- **Aim of the task**
Output the data word for word, dropping every image.

::::

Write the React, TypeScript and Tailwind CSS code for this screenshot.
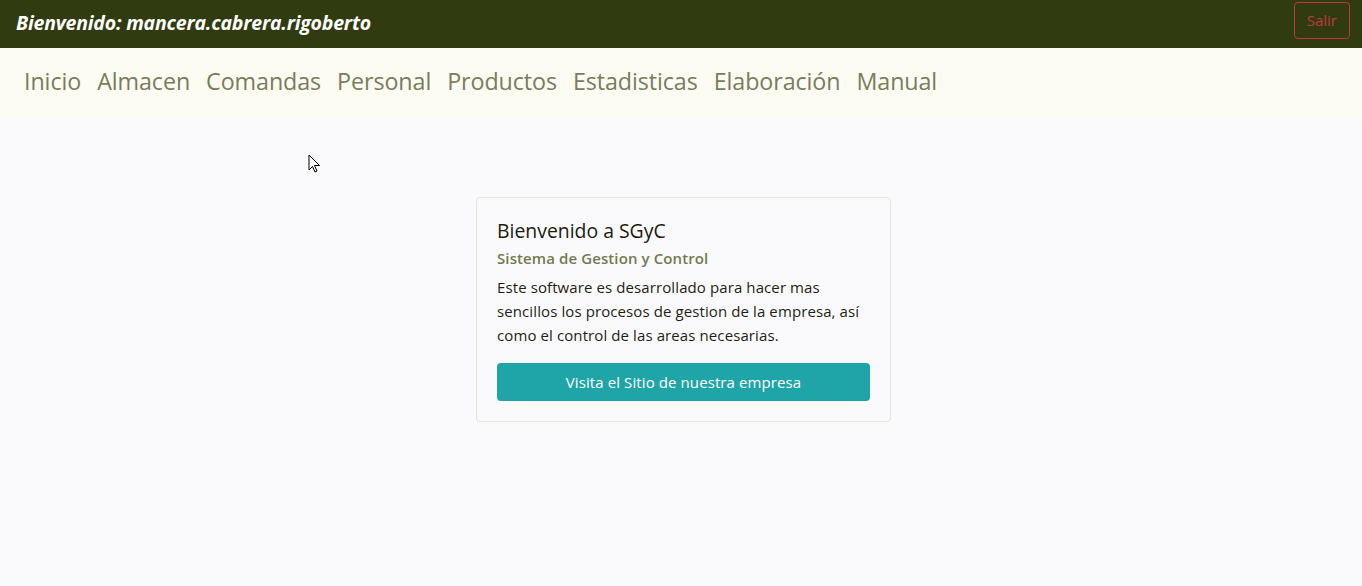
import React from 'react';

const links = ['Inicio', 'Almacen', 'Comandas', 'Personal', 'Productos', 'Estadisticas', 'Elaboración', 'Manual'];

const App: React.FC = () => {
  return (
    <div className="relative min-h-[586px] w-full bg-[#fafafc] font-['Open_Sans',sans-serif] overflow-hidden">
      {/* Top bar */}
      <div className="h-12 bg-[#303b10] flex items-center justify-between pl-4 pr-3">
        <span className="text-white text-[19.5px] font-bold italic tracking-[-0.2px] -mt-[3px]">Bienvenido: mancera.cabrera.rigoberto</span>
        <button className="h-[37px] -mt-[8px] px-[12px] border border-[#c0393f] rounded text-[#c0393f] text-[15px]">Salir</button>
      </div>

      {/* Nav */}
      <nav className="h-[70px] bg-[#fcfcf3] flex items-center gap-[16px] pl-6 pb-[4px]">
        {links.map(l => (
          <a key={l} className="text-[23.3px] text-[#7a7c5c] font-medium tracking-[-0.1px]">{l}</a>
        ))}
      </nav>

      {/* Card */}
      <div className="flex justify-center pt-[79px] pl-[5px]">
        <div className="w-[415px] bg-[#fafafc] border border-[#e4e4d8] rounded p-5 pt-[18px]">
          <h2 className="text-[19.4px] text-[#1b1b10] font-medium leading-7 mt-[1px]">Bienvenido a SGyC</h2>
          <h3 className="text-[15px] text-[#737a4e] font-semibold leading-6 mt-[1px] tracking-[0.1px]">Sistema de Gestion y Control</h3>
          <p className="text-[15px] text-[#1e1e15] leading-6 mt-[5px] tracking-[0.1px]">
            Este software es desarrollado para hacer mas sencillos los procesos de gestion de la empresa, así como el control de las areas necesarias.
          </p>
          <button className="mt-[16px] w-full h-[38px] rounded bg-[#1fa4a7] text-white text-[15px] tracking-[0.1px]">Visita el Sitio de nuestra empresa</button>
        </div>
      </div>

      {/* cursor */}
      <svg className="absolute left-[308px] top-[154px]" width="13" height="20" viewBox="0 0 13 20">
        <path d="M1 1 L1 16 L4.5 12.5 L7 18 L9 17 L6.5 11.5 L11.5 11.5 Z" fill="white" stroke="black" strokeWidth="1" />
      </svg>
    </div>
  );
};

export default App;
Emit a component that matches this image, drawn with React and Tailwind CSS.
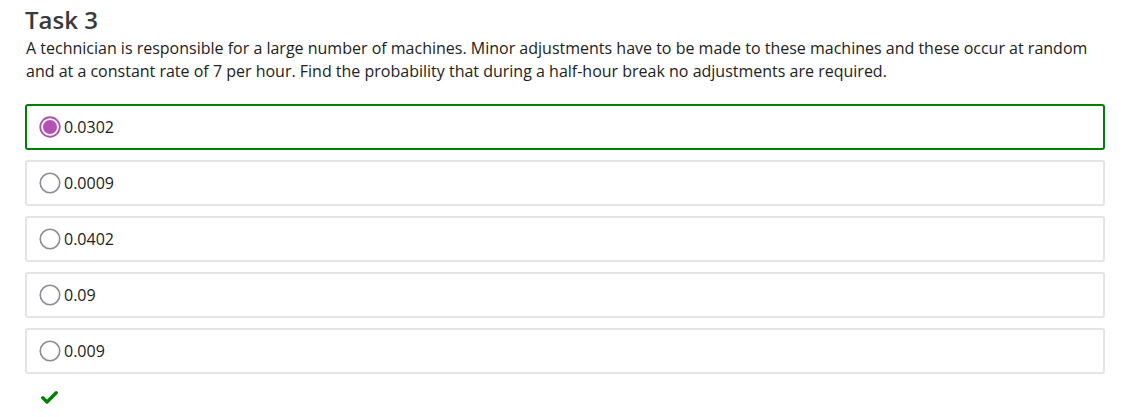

::::

- **Task output**
Write the React, TypeScript and Tailwind CSS code for this screenshot.
import React from 'react';

const links = ['Inicio', 'Almacen', 'Comandas', 'Personal', 'Productos', 'Estadisticas', 'Elaboración', 'Manual'];

const App: React.FC = () => {
  return (
    <div className="relative min-h-[586px] w-full bg-[#fafafc] font-['Open_Sans',sans-serif] overflow-hidden">
      {/* Top bar */}
      <div className="h-12 bg-[#303b10] flex items-center justify-between pl-4 pr-3">
        <span className="text-white text-[19.5px] font-bold italic tracking-[-0.2px] -mt-[3px]">Bienvenido: mancera.cabrera.rigoberto</span>
        <button className="h-[37px] -mt-[8px] px-[12px] border border-[#c0393f] rounded text-[#c0393f] text-[15px]">Salir</button>
      </div>

      {/* Nav */}
      <nav className="h-[70px] bg-[#fcfcf3] flex items-center gap-[16px] pl-6 pb-[4px]">
        {links.map(l => (
          <a key={l} className="text-[23.3px] text-[#7a7c5c] font-medium tracking-[-0.1px]">{l}</a>
        ))}
      </nav>

      {/* Card */}
      <div className="flex justify-center pt-[79px] pl-[5px]">
        <div className="w-[415px] bg-[#fafafc] border border-[#e4e4d8] rounded p-5 pt-[18px]">
          <h2 className="text-[19.4px] text-[#1b1b10] font-medium leading-7 mt-[1px]">Bienvenido a SGyC</h2>
          <h3 className="text-[15px] text-[#737a4e] font-semibold leading-6 mt-[1px] tracking-[0.1px]">Sistema de Gestion y Control</h3>
          <p className="text-[15px] text-[#1e1e15] leading-6 mt-[5px] tracking-[0.1px]">
            Este software es desarrollado para hacer mas sencillos los procesos de gestion de la empresa, así como el control de las areas necesarias.
          </p>
          <button className="mt-[16px] w-full h-[38px] rounded bg-[#1fa4a7] text-white text-[15px] tracking-[0.1px]">Visita el Sitio de nuestra empresa</button>
        </div>
      </div>

      {/* cursor */}
      <svg className="absolute left-[308px] top-[154px]" width="13" height="20" viewBox="0 0 13 20">
        <path d="M1 1 L1 16 L4.5 12.5 L7 18 L9 17 L6.5 11.5 L11.5 11.5 Z" fill="white" stroke="black" strokeWidth="1" />
      </svg>
    </div>
  );
};

export default App;
Emit a component that matches this image, drawn with React and Tailwind CSS.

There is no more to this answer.